Is it ok with simplified chinese ?

hairygael · 2017-12-05T12:41:49Z

Hello Anthony, For now I used simplify chinese by default... Kevin is also suggesting using simplify as a start. Gael Langevin Creator of InMoov InMoov Robot <http://www.inmoov.fr> @inmoov <http://twitter.com/inmoov> 2017-12-05 11:41 GMT+01:00 Anthony <notifications@github.com>:

…

Is it ok with simplified chinese ? — You are receiving this because you authored the thread. Reply to this email directly, view it on GitHub <#129 (comment)>, or mute the thread <https://github.com/notifications/unsubscribe-auth/AIF2x26hW_Xp3xDojj3pkbSRPpLxYWZtks5s9R3cgaJpZM4QzwuB> .

kwatters · 2017-12-05T14:04:17Z

Hi Gael,
So, currently Chinese isn't supported in ProgramAB. The reason is: ProgramAB does not know where one word stops and the next word starts because in the Chinese language there are no spaces between words to delimit them.
This is a problem known as "word segmentation" also known as "tokenization". There is some limited support in ProgramAB for Japanese currently, but I am not a native speaker so I can't talk to the accuracy of it, it looked pretty crude when I first looked at it, but who knows, maybe it does a good job.
To make things a bit more complicated, Chinese actually can be written 3 different ways.
(probably more)
Traditional Chinese (These are decorative kanji characters and I think they're typically more formal.)
Simplified Chinese (These are slightly simpler kanji characters that school children would learn)
Pinyin (This is a phonetic transcription of the Chinese word using Latin characters. )

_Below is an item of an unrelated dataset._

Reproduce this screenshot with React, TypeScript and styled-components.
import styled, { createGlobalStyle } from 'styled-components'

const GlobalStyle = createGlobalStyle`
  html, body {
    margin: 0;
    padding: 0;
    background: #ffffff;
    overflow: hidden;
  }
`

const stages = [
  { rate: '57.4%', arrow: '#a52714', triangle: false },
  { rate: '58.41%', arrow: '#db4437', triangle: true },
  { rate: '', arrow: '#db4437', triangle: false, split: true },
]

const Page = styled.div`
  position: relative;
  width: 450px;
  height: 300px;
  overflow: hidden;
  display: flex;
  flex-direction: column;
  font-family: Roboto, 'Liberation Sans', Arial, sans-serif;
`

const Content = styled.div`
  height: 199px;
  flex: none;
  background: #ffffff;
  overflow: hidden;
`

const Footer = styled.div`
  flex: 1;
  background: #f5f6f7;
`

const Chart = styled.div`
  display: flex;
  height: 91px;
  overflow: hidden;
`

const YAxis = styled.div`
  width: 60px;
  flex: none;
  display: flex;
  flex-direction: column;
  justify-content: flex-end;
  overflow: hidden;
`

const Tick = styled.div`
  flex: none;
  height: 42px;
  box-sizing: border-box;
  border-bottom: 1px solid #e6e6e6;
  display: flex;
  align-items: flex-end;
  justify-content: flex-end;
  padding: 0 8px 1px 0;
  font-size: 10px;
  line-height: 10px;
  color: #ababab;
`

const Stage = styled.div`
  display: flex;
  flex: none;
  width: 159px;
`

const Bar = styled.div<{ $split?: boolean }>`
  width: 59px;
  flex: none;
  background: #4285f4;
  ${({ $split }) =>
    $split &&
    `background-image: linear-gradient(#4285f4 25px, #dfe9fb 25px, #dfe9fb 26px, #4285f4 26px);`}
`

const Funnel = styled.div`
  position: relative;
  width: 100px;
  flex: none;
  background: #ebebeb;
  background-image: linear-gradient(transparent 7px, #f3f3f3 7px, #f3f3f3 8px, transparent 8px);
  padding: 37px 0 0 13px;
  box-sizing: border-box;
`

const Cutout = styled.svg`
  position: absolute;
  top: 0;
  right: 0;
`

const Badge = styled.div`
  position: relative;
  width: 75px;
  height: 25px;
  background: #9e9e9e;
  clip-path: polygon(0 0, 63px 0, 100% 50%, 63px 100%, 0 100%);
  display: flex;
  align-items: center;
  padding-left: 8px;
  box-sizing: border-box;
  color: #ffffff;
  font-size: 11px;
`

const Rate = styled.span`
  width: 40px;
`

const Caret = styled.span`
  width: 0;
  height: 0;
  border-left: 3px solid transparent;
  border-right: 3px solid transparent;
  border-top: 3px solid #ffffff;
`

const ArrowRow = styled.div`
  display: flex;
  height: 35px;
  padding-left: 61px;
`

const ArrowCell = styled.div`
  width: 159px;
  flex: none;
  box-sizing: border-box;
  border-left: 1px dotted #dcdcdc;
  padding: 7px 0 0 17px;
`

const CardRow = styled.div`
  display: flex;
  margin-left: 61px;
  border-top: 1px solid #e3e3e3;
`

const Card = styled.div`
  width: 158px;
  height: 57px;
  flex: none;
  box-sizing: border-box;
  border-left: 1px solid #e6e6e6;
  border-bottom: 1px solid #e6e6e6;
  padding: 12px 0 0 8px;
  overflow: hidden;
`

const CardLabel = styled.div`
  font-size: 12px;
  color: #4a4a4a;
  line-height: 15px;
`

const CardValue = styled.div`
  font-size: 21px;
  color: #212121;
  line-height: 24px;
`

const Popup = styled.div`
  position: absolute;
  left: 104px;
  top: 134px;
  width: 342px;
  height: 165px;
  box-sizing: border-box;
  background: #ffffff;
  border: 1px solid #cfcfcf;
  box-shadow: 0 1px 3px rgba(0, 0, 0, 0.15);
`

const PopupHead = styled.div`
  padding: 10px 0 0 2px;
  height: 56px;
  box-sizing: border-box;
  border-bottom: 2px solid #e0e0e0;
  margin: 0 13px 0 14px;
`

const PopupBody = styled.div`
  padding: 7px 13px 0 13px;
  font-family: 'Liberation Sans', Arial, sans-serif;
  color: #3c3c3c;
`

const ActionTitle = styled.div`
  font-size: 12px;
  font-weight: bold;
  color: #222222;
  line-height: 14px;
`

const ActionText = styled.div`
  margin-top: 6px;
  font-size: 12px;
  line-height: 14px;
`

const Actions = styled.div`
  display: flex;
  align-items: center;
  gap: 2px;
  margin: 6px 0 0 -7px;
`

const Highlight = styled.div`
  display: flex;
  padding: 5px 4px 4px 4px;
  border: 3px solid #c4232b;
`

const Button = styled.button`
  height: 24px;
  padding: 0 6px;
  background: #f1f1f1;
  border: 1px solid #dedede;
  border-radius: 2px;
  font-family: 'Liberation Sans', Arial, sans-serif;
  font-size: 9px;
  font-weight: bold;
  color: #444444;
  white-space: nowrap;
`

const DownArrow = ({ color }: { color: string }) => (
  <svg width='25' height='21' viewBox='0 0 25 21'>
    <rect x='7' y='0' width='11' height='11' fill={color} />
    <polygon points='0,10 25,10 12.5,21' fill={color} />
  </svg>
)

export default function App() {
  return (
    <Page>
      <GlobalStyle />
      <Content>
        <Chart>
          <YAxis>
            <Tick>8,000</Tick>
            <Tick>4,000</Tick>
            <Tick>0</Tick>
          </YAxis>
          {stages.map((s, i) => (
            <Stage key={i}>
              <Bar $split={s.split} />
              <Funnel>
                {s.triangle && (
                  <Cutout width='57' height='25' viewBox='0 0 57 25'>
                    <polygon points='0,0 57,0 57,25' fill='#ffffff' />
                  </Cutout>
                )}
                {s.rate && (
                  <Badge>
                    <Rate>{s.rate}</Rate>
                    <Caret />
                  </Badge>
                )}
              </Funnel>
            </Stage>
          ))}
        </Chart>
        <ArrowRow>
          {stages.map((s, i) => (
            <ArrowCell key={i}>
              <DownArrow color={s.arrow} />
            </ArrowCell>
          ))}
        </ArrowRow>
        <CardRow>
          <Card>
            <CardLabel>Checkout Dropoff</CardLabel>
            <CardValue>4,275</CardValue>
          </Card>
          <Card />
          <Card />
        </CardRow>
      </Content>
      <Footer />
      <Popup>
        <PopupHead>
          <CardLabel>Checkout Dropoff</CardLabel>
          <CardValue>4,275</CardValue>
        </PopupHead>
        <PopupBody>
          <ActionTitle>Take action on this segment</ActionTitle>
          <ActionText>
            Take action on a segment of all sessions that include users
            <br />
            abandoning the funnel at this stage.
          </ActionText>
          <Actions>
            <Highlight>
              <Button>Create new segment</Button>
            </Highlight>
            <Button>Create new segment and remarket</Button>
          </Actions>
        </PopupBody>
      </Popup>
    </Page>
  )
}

If we can get webkitspeech to return Pinyin from it's recognition, that would probably work right now as it is.

Traditional and simplified Chinese both have the problem of word segmentation. One issue is that you can write something in simplified chinese, or in traditional chinese, and they represent the exact same words, which means that we need to settle on one character set. I recommend we focus on simplified Chinese, as (I think..) it's slightly more common, but I'm not a Chinese speaker so I really can't comment on it with any authority.

So, long story short, no spaces in chinese text makes ProgramAB no worky, we need to introduce code into ProgramAB that can identify the start & stop of words in Chinese (maybe other langauges too!) so that the AIML will match properly.

Right now, AIML for Chinese will only work with an EXACT match of the input string.. (this isn't very useful.)

There are some libraries out there that can do word segmentation as this same technology is used in search engines, there are some tokenizers in Lucene-solr that might be able to do the trick for us. Otherwise, there's another library called icu4j that handles some of these things, and yet another one from Stanford.

I found some code here at stack overflow that is pretty relevant to what we need to do to make it work.:

https://stackoverflow.com/questions/12484019/how-to-tokenize-chinese-language-document

hairygael · 2017-12-05T16:48:30Z

Thanks Kevin for all this information. I have sent the thread link to the Chinese person which is concerned about the project in order to start defining what we should select between the three options. Gael Langevin Creator of InMoov InMoov Robot <http://www.inmoov.fr> @inmoov <http://twitter.com/inmoov> 2017-12-05 15:04 GMT+01:00 Kevin Watters <notifications@github.com>:

…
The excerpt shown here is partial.